SUPPLIED ENTRIES:
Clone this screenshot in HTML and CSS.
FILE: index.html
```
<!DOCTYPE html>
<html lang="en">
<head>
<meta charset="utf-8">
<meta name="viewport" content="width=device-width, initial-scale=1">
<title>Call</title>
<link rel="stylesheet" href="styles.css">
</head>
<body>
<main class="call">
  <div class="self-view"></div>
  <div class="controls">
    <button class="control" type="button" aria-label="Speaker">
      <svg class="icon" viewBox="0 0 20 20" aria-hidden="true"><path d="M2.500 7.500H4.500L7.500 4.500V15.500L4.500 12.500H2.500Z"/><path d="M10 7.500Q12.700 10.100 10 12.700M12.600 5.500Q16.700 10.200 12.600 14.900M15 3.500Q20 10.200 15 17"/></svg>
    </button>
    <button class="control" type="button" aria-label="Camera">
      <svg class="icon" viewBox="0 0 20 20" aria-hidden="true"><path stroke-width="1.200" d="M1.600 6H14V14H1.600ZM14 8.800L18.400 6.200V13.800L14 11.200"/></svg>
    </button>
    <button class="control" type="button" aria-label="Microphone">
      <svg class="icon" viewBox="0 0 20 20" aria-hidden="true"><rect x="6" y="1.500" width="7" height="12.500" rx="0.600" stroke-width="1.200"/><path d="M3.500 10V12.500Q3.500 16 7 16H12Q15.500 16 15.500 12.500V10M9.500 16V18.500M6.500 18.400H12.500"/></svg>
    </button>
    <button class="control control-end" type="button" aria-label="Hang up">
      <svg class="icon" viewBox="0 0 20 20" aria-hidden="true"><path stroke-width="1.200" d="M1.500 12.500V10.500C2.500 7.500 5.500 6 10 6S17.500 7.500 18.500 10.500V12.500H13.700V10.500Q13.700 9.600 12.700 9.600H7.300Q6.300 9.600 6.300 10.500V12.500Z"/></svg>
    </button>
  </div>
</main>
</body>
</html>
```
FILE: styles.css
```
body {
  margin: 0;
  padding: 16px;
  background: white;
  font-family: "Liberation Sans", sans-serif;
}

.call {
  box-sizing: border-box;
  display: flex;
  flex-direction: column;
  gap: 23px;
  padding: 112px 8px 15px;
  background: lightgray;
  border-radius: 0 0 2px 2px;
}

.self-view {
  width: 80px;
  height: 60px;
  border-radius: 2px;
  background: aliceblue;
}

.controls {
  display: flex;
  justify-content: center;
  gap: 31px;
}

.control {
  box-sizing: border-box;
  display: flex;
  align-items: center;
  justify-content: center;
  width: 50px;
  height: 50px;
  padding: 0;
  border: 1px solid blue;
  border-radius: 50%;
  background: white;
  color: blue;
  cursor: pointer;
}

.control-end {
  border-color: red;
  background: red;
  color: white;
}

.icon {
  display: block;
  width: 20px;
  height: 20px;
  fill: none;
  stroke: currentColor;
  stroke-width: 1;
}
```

---

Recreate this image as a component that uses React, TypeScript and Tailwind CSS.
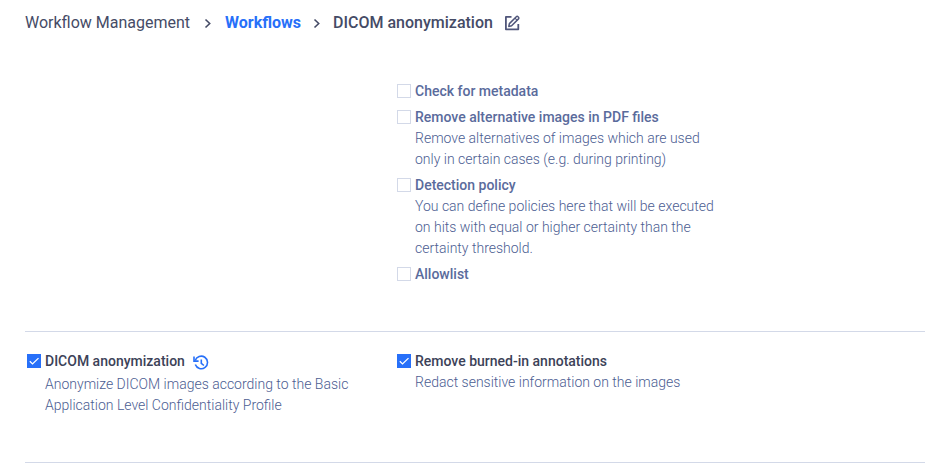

==

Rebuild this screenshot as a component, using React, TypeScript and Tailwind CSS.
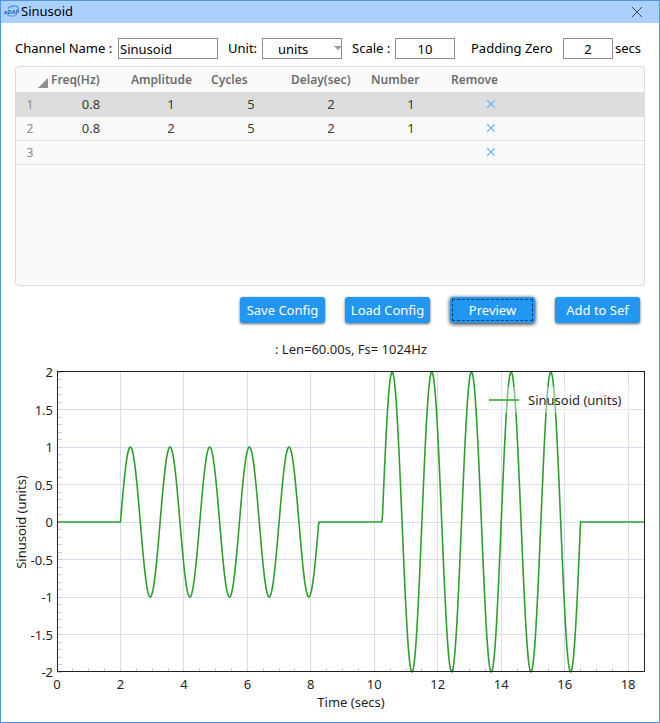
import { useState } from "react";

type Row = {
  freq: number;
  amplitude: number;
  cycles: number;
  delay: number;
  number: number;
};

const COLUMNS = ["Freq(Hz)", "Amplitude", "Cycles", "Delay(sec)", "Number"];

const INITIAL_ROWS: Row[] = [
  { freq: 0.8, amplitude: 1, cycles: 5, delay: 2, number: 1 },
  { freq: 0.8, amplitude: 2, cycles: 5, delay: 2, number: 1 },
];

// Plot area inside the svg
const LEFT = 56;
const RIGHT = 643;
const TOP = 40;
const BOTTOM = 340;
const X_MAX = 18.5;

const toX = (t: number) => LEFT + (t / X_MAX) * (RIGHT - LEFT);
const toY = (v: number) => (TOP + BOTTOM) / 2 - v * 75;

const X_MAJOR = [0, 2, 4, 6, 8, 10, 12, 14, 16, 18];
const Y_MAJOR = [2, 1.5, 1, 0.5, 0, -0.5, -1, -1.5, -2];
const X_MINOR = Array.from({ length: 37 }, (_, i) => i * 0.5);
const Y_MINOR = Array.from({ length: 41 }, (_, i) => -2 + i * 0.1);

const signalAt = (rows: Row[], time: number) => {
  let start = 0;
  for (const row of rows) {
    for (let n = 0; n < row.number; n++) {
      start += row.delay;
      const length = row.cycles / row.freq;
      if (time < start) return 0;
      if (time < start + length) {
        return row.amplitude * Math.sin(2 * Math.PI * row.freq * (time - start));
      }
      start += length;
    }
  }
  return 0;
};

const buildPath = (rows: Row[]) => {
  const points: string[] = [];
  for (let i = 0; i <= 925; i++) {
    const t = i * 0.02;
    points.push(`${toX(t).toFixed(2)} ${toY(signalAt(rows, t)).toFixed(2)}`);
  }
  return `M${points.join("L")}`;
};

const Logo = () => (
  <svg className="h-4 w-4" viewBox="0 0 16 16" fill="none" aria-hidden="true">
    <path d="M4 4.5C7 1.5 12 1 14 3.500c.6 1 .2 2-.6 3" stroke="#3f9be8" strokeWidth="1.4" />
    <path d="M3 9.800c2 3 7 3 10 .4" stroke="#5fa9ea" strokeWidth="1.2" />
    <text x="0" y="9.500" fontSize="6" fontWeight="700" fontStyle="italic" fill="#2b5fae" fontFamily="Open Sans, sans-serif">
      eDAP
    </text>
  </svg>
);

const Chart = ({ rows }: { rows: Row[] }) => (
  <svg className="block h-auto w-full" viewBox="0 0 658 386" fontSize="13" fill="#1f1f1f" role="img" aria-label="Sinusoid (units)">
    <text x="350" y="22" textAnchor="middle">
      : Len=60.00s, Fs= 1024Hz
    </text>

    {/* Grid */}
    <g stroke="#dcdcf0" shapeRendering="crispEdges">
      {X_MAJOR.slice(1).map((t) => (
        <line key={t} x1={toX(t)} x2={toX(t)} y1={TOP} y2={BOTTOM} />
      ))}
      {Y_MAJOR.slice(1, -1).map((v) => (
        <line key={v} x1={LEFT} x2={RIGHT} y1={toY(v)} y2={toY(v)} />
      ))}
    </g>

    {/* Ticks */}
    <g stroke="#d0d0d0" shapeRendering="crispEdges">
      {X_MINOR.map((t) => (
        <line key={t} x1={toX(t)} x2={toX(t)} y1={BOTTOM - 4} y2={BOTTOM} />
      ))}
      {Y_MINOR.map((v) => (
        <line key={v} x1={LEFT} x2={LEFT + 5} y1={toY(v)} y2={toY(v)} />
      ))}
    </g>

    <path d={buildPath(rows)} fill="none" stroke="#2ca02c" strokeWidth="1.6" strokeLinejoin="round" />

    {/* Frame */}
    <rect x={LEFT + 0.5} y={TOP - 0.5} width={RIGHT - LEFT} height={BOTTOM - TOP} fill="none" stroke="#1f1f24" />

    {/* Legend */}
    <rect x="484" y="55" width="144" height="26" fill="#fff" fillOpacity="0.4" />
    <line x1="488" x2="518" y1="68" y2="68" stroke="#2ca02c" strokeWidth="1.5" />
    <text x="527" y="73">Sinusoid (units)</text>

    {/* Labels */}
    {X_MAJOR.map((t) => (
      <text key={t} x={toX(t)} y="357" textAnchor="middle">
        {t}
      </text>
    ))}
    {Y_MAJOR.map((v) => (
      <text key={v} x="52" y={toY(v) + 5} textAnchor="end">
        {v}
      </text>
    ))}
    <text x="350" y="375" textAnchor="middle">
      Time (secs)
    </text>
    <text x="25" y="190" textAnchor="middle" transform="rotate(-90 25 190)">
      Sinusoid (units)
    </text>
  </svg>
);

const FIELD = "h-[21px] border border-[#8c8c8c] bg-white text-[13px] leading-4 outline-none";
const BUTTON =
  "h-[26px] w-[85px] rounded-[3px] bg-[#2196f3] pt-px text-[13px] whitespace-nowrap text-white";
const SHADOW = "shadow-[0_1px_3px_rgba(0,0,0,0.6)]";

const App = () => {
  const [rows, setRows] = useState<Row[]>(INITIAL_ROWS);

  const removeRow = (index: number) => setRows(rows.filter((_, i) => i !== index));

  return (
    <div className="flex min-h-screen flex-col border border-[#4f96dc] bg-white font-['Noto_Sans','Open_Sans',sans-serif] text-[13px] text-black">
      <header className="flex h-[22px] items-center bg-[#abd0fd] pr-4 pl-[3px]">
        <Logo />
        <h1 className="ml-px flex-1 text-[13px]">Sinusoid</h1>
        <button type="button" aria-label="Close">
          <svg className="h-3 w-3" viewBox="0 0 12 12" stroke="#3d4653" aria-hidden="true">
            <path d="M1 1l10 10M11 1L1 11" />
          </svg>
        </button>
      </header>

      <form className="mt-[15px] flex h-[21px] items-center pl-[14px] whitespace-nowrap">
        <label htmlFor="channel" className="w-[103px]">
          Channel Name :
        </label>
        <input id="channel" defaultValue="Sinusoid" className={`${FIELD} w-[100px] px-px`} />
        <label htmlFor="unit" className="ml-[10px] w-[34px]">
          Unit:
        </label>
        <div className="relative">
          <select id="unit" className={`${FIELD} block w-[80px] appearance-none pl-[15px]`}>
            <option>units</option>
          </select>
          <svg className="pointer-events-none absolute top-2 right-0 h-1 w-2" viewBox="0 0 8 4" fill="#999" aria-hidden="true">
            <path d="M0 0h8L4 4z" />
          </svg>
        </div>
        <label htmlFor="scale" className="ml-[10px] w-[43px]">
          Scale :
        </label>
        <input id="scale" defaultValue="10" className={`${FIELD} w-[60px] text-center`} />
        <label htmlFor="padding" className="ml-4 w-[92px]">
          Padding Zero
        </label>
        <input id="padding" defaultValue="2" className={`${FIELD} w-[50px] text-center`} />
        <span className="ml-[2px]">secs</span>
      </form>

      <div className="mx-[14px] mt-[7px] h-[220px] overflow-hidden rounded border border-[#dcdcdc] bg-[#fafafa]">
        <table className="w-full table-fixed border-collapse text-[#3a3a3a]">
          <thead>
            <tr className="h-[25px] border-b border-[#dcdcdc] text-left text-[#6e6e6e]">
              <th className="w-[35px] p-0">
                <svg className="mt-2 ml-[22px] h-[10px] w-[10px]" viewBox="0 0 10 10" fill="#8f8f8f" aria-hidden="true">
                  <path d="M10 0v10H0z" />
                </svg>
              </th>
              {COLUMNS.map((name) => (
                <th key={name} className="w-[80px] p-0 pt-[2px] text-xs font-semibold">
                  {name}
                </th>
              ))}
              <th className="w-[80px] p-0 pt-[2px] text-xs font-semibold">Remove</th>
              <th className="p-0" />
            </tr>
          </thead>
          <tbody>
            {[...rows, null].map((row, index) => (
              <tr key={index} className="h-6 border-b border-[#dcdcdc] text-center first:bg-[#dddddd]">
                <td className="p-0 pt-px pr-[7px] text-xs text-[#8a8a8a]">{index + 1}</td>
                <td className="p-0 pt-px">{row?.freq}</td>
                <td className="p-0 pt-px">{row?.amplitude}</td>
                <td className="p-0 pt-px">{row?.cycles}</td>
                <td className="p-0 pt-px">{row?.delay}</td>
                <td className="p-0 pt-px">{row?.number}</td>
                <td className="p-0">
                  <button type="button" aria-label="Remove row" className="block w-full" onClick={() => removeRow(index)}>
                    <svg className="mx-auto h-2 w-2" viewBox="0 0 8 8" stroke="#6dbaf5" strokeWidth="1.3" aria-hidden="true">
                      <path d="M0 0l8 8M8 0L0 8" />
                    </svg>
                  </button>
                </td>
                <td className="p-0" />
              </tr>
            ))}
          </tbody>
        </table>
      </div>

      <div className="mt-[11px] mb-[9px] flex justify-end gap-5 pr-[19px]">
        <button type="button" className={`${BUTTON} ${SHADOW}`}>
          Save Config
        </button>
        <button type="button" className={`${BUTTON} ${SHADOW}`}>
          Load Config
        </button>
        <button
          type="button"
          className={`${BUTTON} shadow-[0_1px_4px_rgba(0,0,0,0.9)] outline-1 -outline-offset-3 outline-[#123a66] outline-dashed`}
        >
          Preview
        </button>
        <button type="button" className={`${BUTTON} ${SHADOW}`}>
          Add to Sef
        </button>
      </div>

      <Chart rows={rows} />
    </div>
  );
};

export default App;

EXERCISE BRIEF: Scan the data for the word "this" and copy every line where it shows up.

ANSWER:
Clone this screenshot in HTML and CSS.
Recreate this image as a component that uses React, TypeScript and Tailwind CSS.
Rebuild this screenshot as a component, using React, TypeScript and Tailwind CSS.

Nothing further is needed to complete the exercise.